WHAT IS ASKED:
Only the lines from the top of the listing below to the line that has "upperArea = [...upper, ...[...lower].reverse()];" should be echoed, with both ends kept and pictures left out.
## begin
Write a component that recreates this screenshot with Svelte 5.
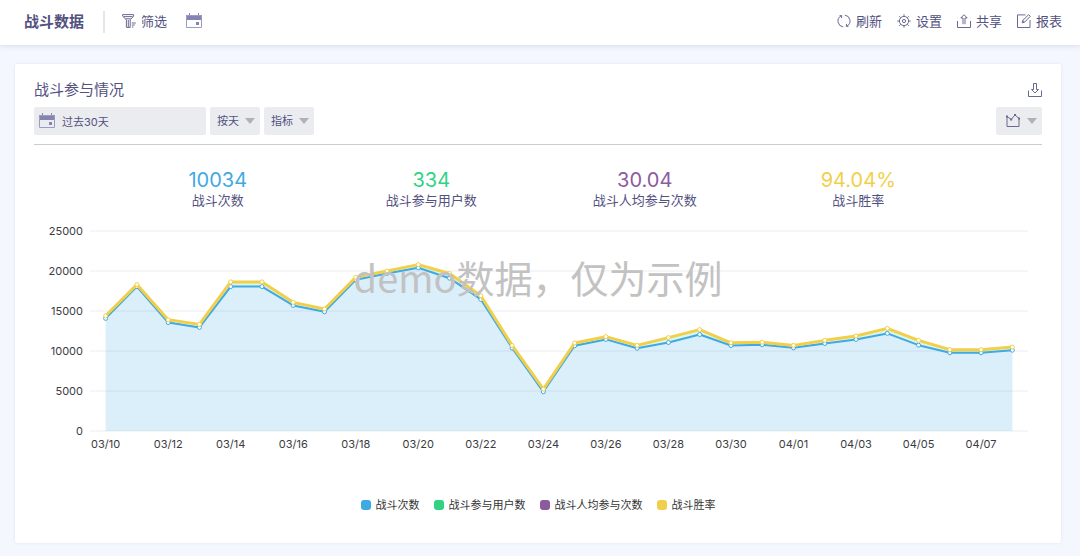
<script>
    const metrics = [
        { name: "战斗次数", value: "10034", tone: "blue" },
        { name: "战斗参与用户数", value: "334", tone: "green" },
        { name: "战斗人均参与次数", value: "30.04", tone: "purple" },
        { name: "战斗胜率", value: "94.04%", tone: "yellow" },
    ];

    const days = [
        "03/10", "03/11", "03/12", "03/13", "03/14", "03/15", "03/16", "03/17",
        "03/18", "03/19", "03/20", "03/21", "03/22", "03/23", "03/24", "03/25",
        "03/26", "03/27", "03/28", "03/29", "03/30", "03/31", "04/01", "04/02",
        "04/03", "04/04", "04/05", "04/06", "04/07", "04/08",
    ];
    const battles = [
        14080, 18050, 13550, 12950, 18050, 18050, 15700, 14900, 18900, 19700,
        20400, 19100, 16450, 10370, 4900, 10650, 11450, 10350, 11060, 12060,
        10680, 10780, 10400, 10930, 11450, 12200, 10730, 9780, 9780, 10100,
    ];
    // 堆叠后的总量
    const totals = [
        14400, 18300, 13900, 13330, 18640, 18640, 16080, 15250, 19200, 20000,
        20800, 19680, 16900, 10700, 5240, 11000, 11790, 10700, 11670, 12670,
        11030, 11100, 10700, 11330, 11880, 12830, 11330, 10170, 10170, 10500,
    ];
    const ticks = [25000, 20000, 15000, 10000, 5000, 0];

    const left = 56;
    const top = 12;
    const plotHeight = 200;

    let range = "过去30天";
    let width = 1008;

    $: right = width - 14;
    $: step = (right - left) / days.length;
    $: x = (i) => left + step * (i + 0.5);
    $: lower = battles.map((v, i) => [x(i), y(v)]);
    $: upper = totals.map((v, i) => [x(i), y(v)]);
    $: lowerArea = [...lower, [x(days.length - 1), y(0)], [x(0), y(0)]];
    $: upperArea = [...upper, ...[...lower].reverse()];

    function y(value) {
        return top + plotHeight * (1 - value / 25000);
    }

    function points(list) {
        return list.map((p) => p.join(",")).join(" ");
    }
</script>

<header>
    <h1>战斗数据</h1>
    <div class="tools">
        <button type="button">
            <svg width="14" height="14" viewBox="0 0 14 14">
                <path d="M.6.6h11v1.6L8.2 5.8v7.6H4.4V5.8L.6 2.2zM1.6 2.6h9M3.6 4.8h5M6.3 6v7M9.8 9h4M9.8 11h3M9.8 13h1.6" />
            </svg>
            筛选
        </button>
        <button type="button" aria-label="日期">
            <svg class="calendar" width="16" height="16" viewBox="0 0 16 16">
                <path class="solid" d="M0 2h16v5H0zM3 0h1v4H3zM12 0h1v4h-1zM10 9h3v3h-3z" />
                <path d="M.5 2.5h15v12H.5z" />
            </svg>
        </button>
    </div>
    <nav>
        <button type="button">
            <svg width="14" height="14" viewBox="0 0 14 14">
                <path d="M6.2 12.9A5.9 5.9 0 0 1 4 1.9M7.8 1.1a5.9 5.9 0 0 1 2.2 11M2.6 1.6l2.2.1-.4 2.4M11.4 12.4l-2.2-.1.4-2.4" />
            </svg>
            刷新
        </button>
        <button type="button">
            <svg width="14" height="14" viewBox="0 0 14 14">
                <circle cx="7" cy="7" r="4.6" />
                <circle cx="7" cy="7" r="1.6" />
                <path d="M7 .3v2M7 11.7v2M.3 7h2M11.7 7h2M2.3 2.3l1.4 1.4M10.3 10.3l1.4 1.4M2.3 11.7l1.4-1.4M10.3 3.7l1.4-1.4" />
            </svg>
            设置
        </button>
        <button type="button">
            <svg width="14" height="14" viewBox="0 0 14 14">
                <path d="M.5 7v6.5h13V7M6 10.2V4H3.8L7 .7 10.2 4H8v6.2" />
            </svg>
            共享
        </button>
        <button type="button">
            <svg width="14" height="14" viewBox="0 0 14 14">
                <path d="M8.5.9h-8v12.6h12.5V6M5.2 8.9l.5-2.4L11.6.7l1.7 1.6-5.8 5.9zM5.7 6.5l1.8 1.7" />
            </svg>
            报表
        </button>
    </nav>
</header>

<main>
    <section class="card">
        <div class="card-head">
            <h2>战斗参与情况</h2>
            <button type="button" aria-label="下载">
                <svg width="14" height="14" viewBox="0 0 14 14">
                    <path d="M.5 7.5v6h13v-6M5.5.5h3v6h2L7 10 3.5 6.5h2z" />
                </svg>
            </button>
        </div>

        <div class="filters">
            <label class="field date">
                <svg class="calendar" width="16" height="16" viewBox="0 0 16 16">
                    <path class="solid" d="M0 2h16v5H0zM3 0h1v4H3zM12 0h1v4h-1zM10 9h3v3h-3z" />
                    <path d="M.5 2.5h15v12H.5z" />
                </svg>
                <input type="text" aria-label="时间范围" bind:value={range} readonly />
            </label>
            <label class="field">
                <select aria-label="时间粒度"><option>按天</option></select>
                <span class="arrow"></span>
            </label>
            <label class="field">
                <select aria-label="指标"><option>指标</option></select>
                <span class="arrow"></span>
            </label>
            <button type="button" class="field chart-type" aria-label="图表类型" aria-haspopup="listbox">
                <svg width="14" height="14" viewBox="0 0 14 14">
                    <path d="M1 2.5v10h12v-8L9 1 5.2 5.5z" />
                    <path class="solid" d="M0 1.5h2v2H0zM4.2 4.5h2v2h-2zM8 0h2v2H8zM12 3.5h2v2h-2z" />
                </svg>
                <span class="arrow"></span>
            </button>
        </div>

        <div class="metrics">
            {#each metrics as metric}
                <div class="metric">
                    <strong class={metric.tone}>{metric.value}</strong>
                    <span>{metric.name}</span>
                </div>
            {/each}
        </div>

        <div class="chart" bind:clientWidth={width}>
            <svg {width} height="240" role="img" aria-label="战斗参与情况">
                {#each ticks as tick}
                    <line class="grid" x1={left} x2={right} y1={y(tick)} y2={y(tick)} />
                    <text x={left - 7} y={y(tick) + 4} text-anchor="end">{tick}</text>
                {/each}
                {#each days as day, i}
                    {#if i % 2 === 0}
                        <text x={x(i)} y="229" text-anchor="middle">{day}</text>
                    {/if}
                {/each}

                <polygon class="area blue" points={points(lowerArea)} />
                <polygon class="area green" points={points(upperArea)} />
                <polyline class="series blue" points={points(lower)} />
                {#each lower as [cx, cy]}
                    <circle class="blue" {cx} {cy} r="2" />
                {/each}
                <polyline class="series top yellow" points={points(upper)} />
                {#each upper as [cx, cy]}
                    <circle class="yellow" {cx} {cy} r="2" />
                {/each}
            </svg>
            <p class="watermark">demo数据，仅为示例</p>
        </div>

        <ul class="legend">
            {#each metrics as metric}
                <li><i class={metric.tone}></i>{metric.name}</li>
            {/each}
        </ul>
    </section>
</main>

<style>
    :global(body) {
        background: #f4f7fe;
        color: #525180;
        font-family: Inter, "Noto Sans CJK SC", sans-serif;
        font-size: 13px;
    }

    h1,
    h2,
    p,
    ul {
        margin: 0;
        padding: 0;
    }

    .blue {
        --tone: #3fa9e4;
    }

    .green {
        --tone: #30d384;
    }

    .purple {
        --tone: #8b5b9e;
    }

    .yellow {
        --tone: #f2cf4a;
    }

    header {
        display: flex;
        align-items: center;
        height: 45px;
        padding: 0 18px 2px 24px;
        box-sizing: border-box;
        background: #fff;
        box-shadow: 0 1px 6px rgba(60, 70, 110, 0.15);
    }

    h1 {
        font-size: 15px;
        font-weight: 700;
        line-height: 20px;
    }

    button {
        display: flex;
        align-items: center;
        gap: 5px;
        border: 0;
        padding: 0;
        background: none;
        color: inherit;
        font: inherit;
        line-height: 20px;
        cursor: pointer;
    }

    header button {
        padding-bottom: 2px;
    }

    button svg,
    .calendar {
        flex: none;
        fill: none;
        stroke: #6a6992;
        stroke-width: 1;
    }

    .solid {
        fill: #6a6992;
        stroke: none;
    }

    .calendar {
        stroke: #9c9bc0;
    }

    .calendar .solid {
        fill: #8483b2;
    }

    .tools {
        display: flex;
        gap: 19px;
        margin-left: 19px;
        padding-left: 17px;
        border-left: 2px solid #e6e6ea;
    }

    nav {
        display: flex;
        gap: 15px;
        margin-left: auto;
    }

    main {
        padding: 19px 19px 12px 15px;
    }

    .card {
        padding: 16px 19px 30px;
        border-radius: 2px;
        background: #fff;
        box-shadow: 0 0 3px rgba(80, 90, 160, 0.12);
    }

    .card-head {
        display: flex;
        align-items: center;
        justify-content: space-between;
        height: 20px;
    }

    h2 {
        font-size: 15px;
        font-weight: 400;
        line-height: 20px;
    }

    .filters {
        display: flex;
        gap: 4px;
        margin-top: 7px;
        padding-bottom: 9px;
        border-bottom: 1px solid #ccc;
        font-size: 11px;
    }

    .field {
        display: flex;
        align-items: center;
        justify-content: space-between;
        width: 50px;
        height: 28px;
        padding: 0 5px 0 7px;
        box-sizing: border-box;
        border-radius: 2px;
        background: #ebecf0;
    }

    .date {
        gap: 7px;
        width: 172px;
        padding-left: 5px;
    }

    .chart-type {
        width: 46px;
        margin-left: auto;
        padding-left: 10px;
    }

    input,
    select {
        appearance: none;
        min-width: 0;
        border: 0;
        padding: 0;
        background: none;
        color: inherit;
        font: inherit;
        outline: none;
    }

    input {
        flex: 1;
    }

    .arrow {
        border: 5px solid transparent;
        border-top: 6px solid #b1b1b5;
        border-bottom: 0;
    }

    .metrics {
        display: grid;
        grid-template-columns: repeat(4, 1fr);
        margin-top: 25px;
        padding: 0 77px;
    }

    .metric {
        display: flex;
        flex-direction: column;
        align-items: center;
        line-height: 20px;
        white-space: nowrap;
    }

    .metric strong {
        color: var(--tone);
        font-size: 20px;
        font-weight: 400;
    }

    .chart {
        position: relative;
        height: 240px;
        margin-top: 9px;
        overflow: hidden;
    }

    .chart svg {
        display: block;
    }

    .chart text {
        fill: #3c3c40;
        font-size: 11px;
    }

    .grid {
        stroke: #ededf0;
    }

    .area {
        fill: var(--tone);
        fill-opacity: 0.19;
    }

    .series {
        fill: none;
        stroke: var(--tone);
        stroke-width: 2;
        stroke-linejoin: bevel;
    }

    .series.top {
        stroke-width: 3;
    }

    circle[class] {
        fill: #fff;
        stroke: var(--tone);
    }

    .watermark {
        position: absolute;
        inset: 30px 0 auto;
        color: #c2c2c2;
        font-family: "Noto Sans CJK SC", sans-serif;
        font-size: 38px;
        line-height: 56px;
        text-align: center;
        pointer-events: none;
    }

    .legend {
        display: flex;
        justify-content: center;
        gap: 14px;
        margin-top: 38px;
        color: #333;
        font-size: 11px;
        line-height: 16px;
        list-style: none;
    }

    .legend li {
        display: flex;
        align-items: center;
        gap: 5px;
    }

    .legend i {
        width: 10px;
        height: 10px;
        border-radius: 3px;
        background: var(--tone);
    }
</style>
## end
RESULT FOR THIS TASK:
Write a component that recreates this screenshot with Svelte 5.
<script>
    const metrics = [
        { name: "战斗次数", value: "10034", tone: "blue" },
        { name: "战斗参与用户数", value: "334", tone: "green" },
        { name: "战斗人均参与次数", value: "30.04", tone: "purple" },
        { name: "战斗胜率", value: "94.04%", tone: "yellow" },
    ];

    const days = [
        "03/10", "03/11", "03/12", "03/13", "03/14", "03/15", "03/16", "03/17",
        "03/18", "03/19", "03/20", "03/21", "03/22", "03/23", "03/24", "03/25",
        "03/26", "03/27", "03/28", "03/29", "03/30", "03/31", "04/01", "04/02",
        "04/03", "04/04", "04/05", "04/06", "04/07", "04/08",
    ];
    const battles = [
        14080, 18050, 13550, 12950, 18050, 18050, 15700, 14900, 18900, 19700,
        20400, 19100, 16450, 10370, 4900, 10650, 11450, 10350, 11060, 12060,
        10680, 10780, 10400, 10930, 11450, 12200, 10730, 9780, 9780, 10100,
    ];
    // 堆叠后的总量
    const totals = [
        14400, 18300, 13900, 13330, 18640, 18640, 16080, 15250, 19200, 20000,
        20800, 19680, 16900, 10700, 5240, 11000, 11790, 10700, 11670, 12670,
        11030, 11100, 10700, 11330, 11880, 12830, 11330, 10170, 10170, 10500,
    ];
    const ticks = [25000, 20000, 15000, 10000, 5000, 0];

    const left = 56;
    const top = 12;
    const plotHeight = 200;

    let range = "过去30天";
    let width = 1008;

    $: right = width - 14;
    $: step = (right - left) / days.length;
    $: x = (i) => left + step * (i + 0.5);
    $: lower = battles.map((v, i) => [x(i), y(v)]);
    $: upper = totals.map((v, i) => [x(i), y(v)]);
    $: lowerArea = [...lower, [x(days.length - 1), y(0)], [x(0), y(0)]];
    $: upperArea = [...upper, ...[...lower].reverse()];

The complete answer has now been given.